I apologized to her, and said I would do as she suggested. And I walked back into the classroom, took my seat, and the day’s lessons resumed. Everything was back to the way it had been before. Except for me. For me, my entire world had just crumbled and been rebuilt with a devastating new outlook. I didn’t show it, I didn’t flinch or put my head down or anything else. Nobody had a clue.

So what changed inside of me in that moment? Everything. It was as if I’d made a scientific discovery that altered my perspective on life and the basis of the universe. It was a chain of logical thoughts, one following the other, but it all happened in an instant. While I’d spent the last few months joking with my classmates and having fun, they hadn’t been laughing with me. They’d been laughing at me. I wasn’t part of the gang, and I wasn’t even a face in the crowd. I was an outsider, the object of ridicule. Maybe not with everyone, but with most of them. Pieces fell into place, things said weeks earlier took on new meaning. I understood in that instant how I didn’t fit in with this new society, and how I wasn’t surrounded by friends. I was alone, helpless to the point that my teacher had been defending me when I was out of earshot. My brain was busily checking off boxes comparing me to the other kids, and I was coming up short on just about every measure possible. For that matter, so was my family.

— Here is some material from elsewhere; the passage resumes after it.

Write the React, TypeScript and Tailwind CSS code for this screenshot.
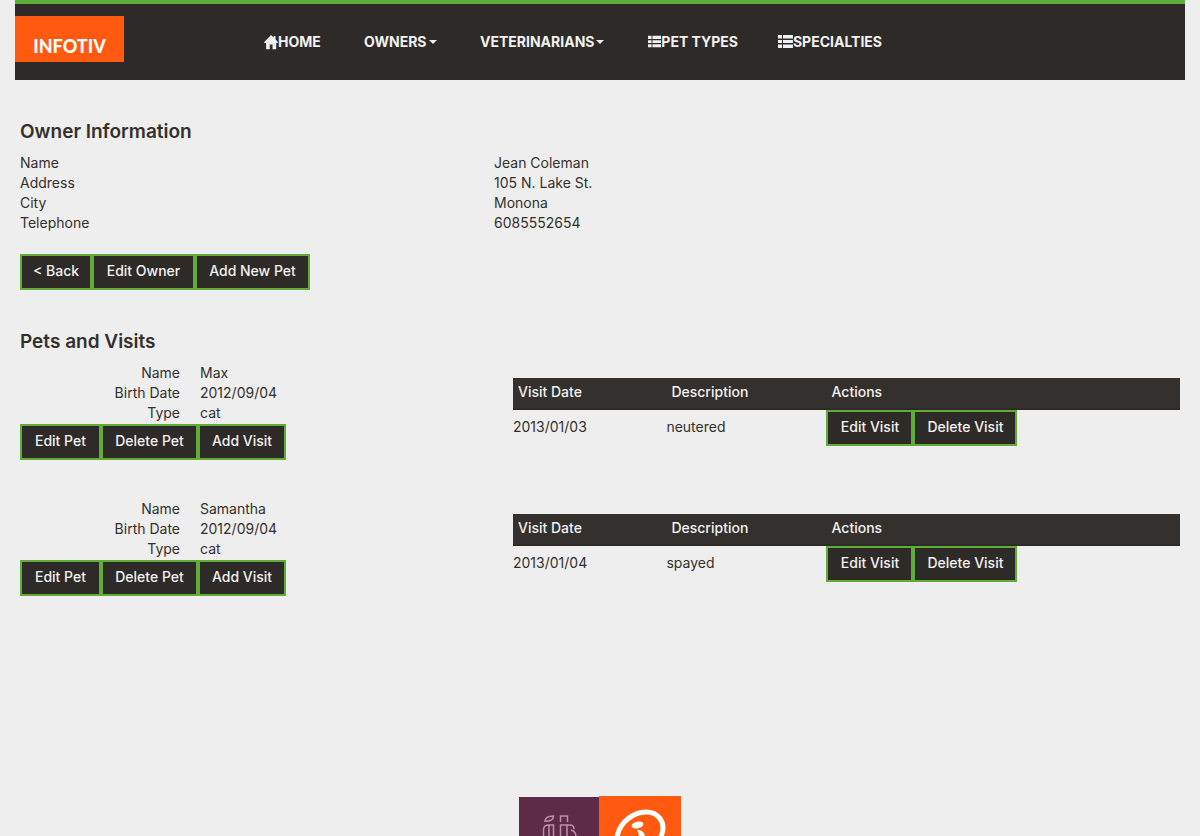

I’ve often considered that moment as my epiphany of self-realization. From that moment onward, I’ve been very introspective. I’ve learned to recognize what I am thinking and feeling, and why. Unfortunately, a lot of that has included periods of depression, isolation, and desperate loneliness. And I realize my issues with self-loathing and unhappiness were probably inevitable. It’s only natural that as you grow up, you learn to understand the world that surrounds you better and better, and we all know how painful the awkward years of adolescence can be. But none of that can change the powerful affect my teacher’s advice had on me. That one moment, and that one piece of advice, had a profound impact that has never left me.